(RECORD LIST)
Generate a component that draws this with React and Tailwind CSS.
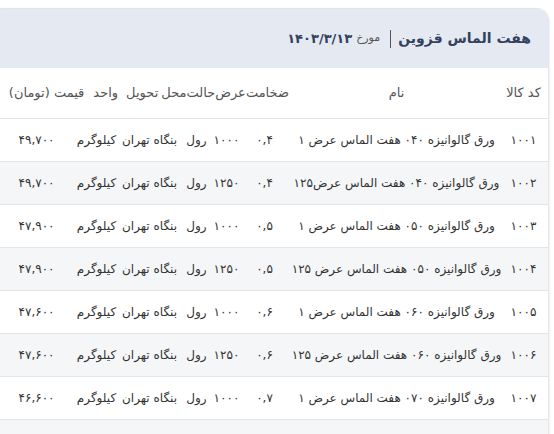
import React from 'react';

const rows = [
  { code: '۱۰۰۱', name: 'ورق گالوانیزه ۰۴۰ هفت الماس عرض ۱', thick: '۰,۴', width: '۱۰۰۰', price: '۴۹,۷۰۰' },
  { code: '۱۰۰۲', name: 'ورق گالوانیزه ۰۴۰ هفت الماس عرض۱۲۵', thick: '۰,۴', width: '۱۲۵۰', price: '۴۹,۷۰۰' },
  { code: '۱۰۰۳', name: 'ورق گالوانیزه ۰۵۰ هفت الماس عرض ۱', thick: '۰,۵', width: '۱۰۰۰', price: '۴۷,۹۰۰' },
  { code: '۱۰۰۴', name: 'ورق گالوانیزه ۰۵۰ هفت الماس عرض ۱۲۵', thick: '۰,۵', width: '۱۲۵۰', price: '۴۷,۹۰۰' },
  { code: '۱۰۰۵', name: 'ورق گالوانیزه ۰۶۰ هفت الماس عرض ۱', thick: '۰,۶', width: '۱۰۰۰', price: '۴۷,۶۰۰' },
  { code: '۱۰۰۶', name: 'ورق گالوانیزه ۰۶۰ هفت الماس عرض ۱۲۵', thick: '۰,۶', width: '۱۲۵۰', price: '۴۷,۶۰۰' },
  { code: '۱۰۰۷', name: 'ورق گالوانیزه ۰۷۰ هفت الماس عرض ۱', thick: '۰,۷', width: '۱۰۰۰', price: '۴۶,۶۰۰' },
];

function Cell({ className = '', children }) {
  return (
    <div className={`flex shrink-0 justify-center whitespace-nowrap ${className}`}>
      {children}
    </div>
  );
}

export default function App() {
  return (
    <div
      dir="rtl"
      className="w-[554px] h-[434px] overflow-hidden bg-white"
      style={{ fontFamily: '"DejaVu Sans", sans-serif' }}
    >
      <div className="mt-2 mr-[5px] w-[560px] border border-[#e3e5e8] rounded-tr-xl rounded-tl-xl shadow-sm overflow-hidden">
        {/* عنوان */}
        <div className="h-[59px] bg-[#e4e9f2] flex items-center pr-[17px]">
          <h2 className="text-[14px] font-bold text-[#33405e]">هفت الماس قزوین</h2>
          <span className="w-px h-[18px] bg-[#555] mr-[7px] ml-[10px]"></span>
          <span className="text-[11px] text-[#555]">مورخ</span>
          <span className="text-[13px] font-bold text-[#33405e] mr-1">۱۴۰۳/۳/۱۳</span>
        </div>

        {/* سرستون ها */}
        <div className="h-[51px] flex items-center border-b border-[#e3e5e8] text-[13px] text-[#555]">
          <Cell className="w-[49px]">کد کالا</Cell>
          <Cell className="w-[205px]">نام</Cell>
          <div className="flex items-center whitespace-nowrap pr-[5px]">
            <span>ضخامت</span>
            <span>عرض</span>
            <span>حالت</span>
            <span>محل</span>
            <span className="mr-[3px]">تحویل</span>
            <span className="mr-[8px]">واحد</span>
            <span className="mr-[9px]">قیمت (تومان)</span>
          </div>
        </div>

        {rows.map((r, i) => (
          <div
            key={r.code}
            className={`h-[43px] flex items-center border-b border-[#e3e5e8] text-[12px] text-[#333] ${
              i % 2 === 1 ? 'bg-[#f5f6f8]' : 'bg-white'
            }`}
          >
            <Cell className="w-[49px]">{r.code}</Cell>
            <Cell className="w-[205px]">{r.name}</Cell>
            <Cell className="w-[59px]">{r.thick}</Cell>
            <Cell className="w-[17px]">{r.width}</Cell>
            <Cell className="w-[43px]">رول</Cell>
            <Cell className="w-[51px]">بنگاه تهران</Cell>
            <Cell className="w-[55px]">کیلوگرم</Cell>
            <Cell className="w-[65px]">{r.price}</Cell>
          </div>
        ))}
        <div className="h-[43px] bg-[#f5f6f8]"></div>
      </div>
    </div>
  );
}
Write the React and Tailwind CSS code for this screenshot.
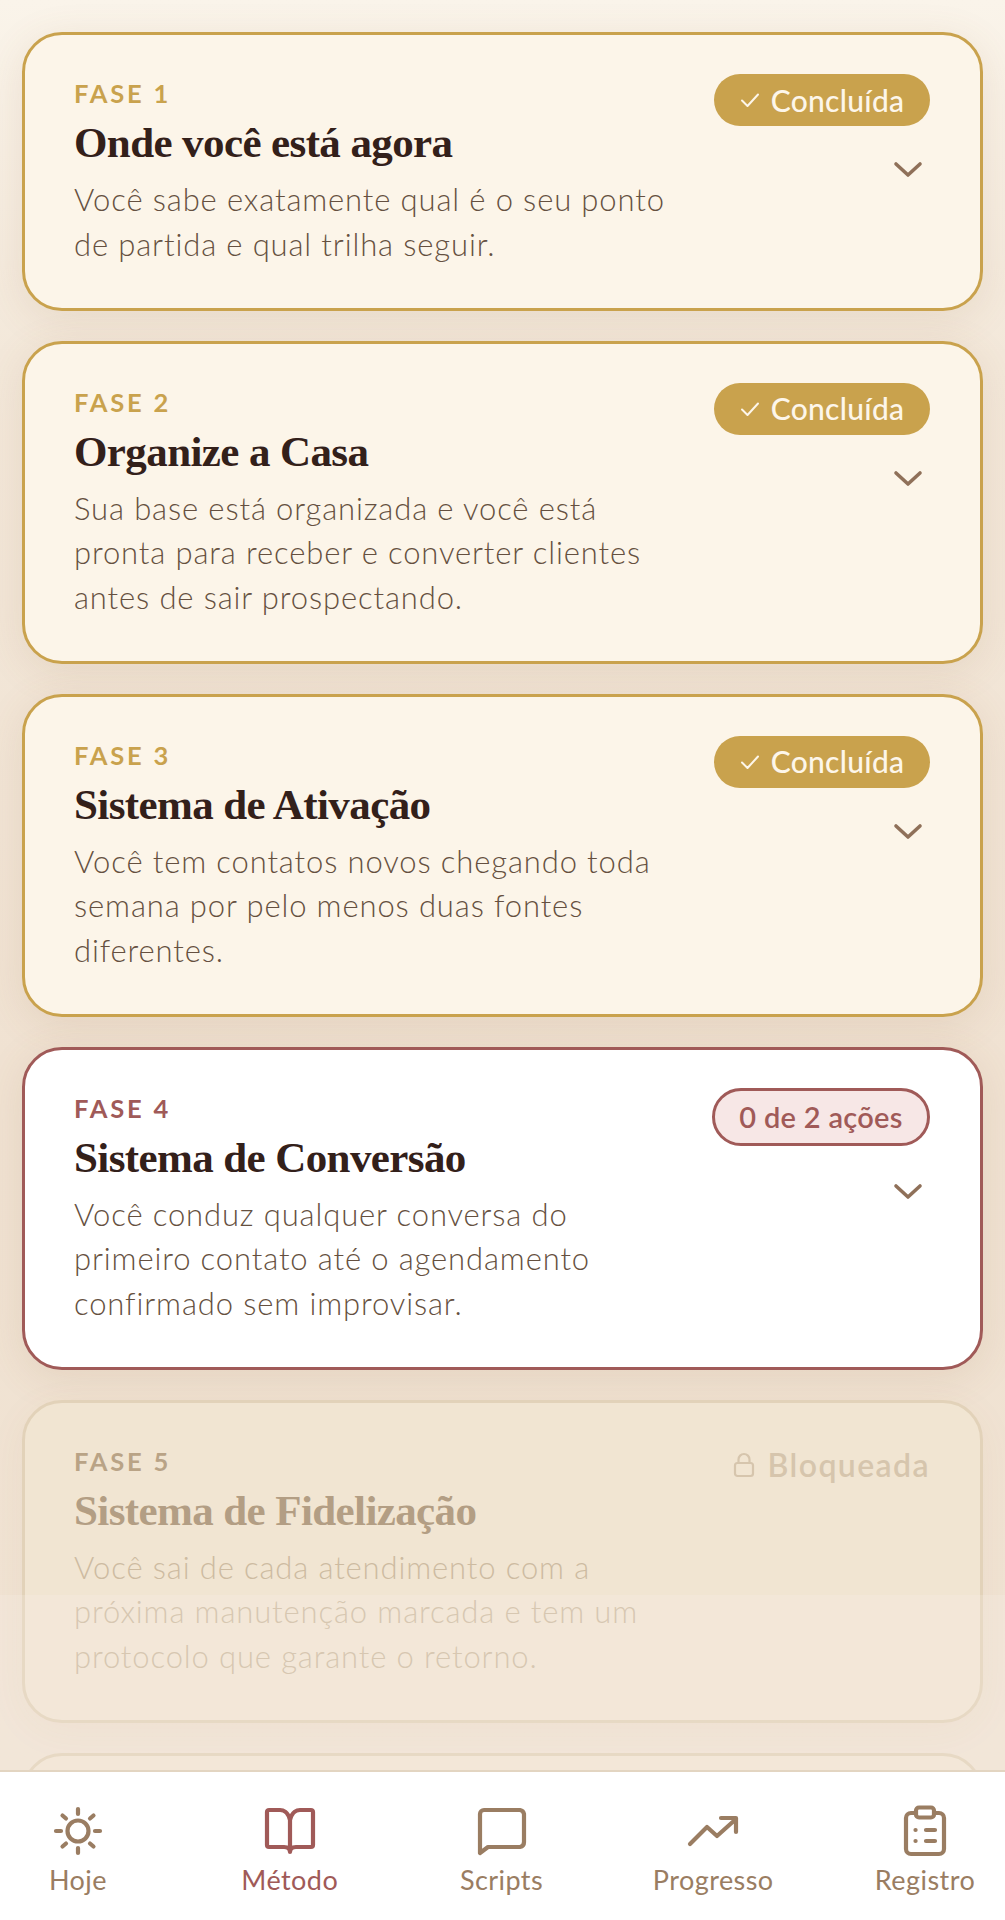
const SANS = "font-['Lato','Liberation_Sans',sans-serif]";
const SERIF = "font-['Liberation_Serif','DejaVu_Serif',serif]";

function Chevron() {
  return (
    <svg width="30" height="20" viewBox="0 0 30 20" fill="none" stroke="#8f7059" strokeWidth="3.6" strokeLinecap="round" strokeLinejoin="round">
      <path d="M3 4 L15 15 L27 4" />
    </svg>
  );
}

function Check() {
  return (
    <svg width="20" height="16" viewBox="0 0 20 16" fill="none" stroke="#fdf6ea" strokeWidth="2" strokeLinecap="round" strokeLinejoin="round">
      <path d="M2 8.5 L7.5 14 L18 2.5" />
    </svg>
  );
}

function Lock() {
  return (
    <svg width="22" height="26" viewBox="0 0 22 26" fill="none" stroke="#d6c5ad" strokeWidth="2.2" strokeLinecap="round" strokeLinejoin="round">
      <rect x="2" y="11" width="18" height="13" rx="2.5" />
      <path d="M5.5 11 V7.5 a5.5 5.5 0 0 1 11 0 V11" />
    </svg>
  );
}

function Card({ n, title, lines, state }) {
  const done = state === "done";
  const active = state === "active";
  const locked = state === "locked";
  return (
    <div className={
      "shrink-0 rounded-[40px] border-[3px] pl-[49px] pr-[50px] pt-[36px] pb-[41.5px] flex justify-between " +
      (done ? "bg-[#fcf5e9] border-[#c9a24d] shadow-[0_8px_40px_rgba(150,100,60,0.12)]" : "") +
      (active ? "bg-white border-[#a05a58] shadow-[0_8px_40px_rgba(150,100,60,0.12)]" : "") +
      (locked ? "border-[#e2d2b9] bg-[#f1e5d2] shadow-[0_8px_40px_rgba(150,100,60,0.05)]" : "")
    }>
      <div className="min-w-0 pt-[7px]">
        <div className={
          "text-[25.5px] leading-[30px] font-bold tracking-[0.11em] " + SANS + " " +
          (done ? "text-[#c9a24d]" : active ? "text-[#a05a58]" : "text-[#b9a386]")
        }>FASE {n}</div>
        <div className={
          "mt-[10px] text-[43px] leading-[50px] font-bold tracking-[-0.6px] whitespace-nowrap " + SERIF + " " +
          (locked ? "text-[#b39e84]" : "text-[#33201a]")
        }>{title}</div>
        <div className={
          "mt-[9px] text-[31px] leading-[44.5px] font-light tracking-[0.87px] whitespace-nowrap " + SANS + " " +
          (locked ? "text-[#cdbba1]" : "text-[#655040]")
        }>
          {lines.map((l) => <div key={l}>{l}</div>)}
        </div>
      </div>
      <div className="flex flex-col items-end shrink-0">
        {done && (
          <div className={"h-[52px] w-[216px] mt-[3px] rounded-full bg-[#c9a24d] text-[#fdf6ea] flex items-center justify-center gap-[11px] text-[30px] tracking-[0.3px] font-medium " + SANS}>
            <Check />
            <span>Concluída</span>
          </div>
        )}
        {active && (
          <div className={"h-[58px] w-[218px] mt-[2px] rounded-full border-[3px] border-[#a05a58] bg-[#f7e7e6] text-[#a05a58] flex items-center justify-center text-[29px] tracking-[0.3px] font-semibold " + SANS}>
            0 de 2 ações
          </div>
        )}
        {locked && (
          <div className={"h-[52px] text-[#d6c5ad] flex items-center gap-[13px] text-[32px] tracking-[1.4px] font-semibold " + SANS}>
            <Lock />
            <span>Bloqueada</span>
          </div>
        )}
        {!locked && <div className={(active ? "mt-[36px]" : "mt-[34px]") + " mr-[7px]"}><Chevron /></div>}
      </div>
    </div>
  );
}

function NavItem({ icon, label, on }) {
  return (
    <div className={"w-[134px] flex flex-col items-center " + (on ? "text-[#a05a58]" : "text-[#9a7d62]")}>
      <div className="w-[56px] h-[56px]">{icon}</div>
      <div className={"mt-[5px] text-[27px] leading-[32px] tracking-[0.45px] whitespace-nowrap " + SANS}>{label}</div>
    </div>
  );
}

const svgProps = {
  width: 56, height: 56, viewBox: "0 0 56 56", fill: "none", stroke: "currentColor",
  strokeWidth: 4.2, strokeLinecap: "round", strokeLinejoin: "round",
};

const SunIcon = (
  <svg {...svgProps}>
    <circle cx="28" cy="28" r="10.5" />
    <path d="M28 6 V11 M28 45 V50 M6 28 H11 M45 28 H50 M12.5 12.5 L16 15.5 M40 40.5 L43.5 43.5 M43.5 12.5 L40 15.5 M16 40.5 L12.5 43.5" />
  </svg>
);
const BookIcon = (
  <svg {...svgProps}>
    <path d="M28 17 C26 9 21 7 18 7 H7 a2 2 0 0 0 -2 2 V42 a2 2 0 0 0 2 2 H22 C26 44 28 46 28 49 C28 46 30 44 34 44 H49 a2 2 0 0 0 2 -2 V9 a2 2 0 0 0 -2 -2 H38 C35 7 30 9 28 17 Z M28 17 V49" />
  </svg>
);
const ChatIcon = (
  <svg {...svgProps}>
    <path d="M6 50 V11 a4 4 0 0 1 4 -4 H46 a5 5 0 0 1 4 4 V39 a5 5 0 0 1 -4 5 H14 Z" />
  </svg>
);
const TrendIcon = (
  <svg {...svgProps}>
    <path d="M5 41 L22 24 L32 33 L51 16 M36 15 H51 V29" />
  </svg>
);
const ClipIcon = (
  <svg {...svgProps}>
    <path d="M19 10 H14 a5 5 0 0 0 -5 5 V46 a5 5 0 0 0 5 5 H42 a5 5 0 0 0 5 -5 V15 a5 5 0 0 0 -5 -5 H37" />
    <rect x="19" y="4.5" width="18" height="10" rx="3" />
    <path d="M29 27 H38 M29 38 H38 M18.5 27 H18.6 M18.5 38 H18.6" />
  </svg>
);

export default function App() {
  return (
    <div className="relative w-[1005px] h-[1920px] overflow-hidden flex flex-col bg-[#f6eee2]">
      <div className="flex-1 min-h-0 overflow-hidden px-[22px] pt-[32px] flex flex-col gap-[30px] bg-[linear-gradient(180deg,#faf4ea_0%,#f3e8da_20%,#f0e2d2_60%,#f0e3d3_100%)]">
        <Card n={1} state="done" title="Onde você está agora" lines={["Você sabe exatamente qual é o seu ponto", "de partida e qual trilha seguir."]} />
        <Card n={2} state="done" title="Organize a Casa" lines={["Sua base está organizada e você está", "pronta para receber e converter clientes", "antes de sair prospectando."]} />
        <Card n={3} state="done" title="Sistema de Ativação" lines={["Você tem contatos novos chegando toda", "semana por pelo menos duas fontes", "diferentes."]} />
        <Card n={4} state="active" title="Sistema de Conversão" lines={["Você conduz qualquer conversa do", "primeiro contato até o agendamento", "confirmado sem improvisar."]} />
        <Card n={5} state="locked" title="Sistema de Fidelização" lines={["Você sai de cada atendimento com a", "próxima manutenção marcada e tem um", "protocolo que garante o retorno."]} />
        <div className="shrink-0 h-[200px] rounded-[40px] border-[3px] border-[#e2d2b9] bg-[#f1e5d2]" />
      </div>
      <div className="absolute left-0 right-0 top-[1595px] h-[175px] bg-[rgba(252,243,235,0.22)] pointer-events-none" />
      <nav className="relative shrink-0 h-[150px] bg-white border-t-[2px] border-[#e3d5c1] pl-[11px] pr-[13px] pt-[31px] flex justify-between items-start">
        <NavItem icon={SunIcon} label="Hoje" />
        <NavItem icon={BookIcon} label="Método" on />
        <NavItem icon={ChatIcon} label="Scripts" />
        <NavItem icon={TrendIcon} label="Progresso" />
        <NavItem icon={ClipIcon} label="Registro" />
      </nav>
    </div>
  );
}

(PROBLEM) From the first line of the entries above down to the line holding "import React from 'react';", quote each line exactly and nothing else, skipping pictures.

(RESULT OF THIS TASK)
Generate a component that draws this with React and Tailwind CSS.
import React from 'react';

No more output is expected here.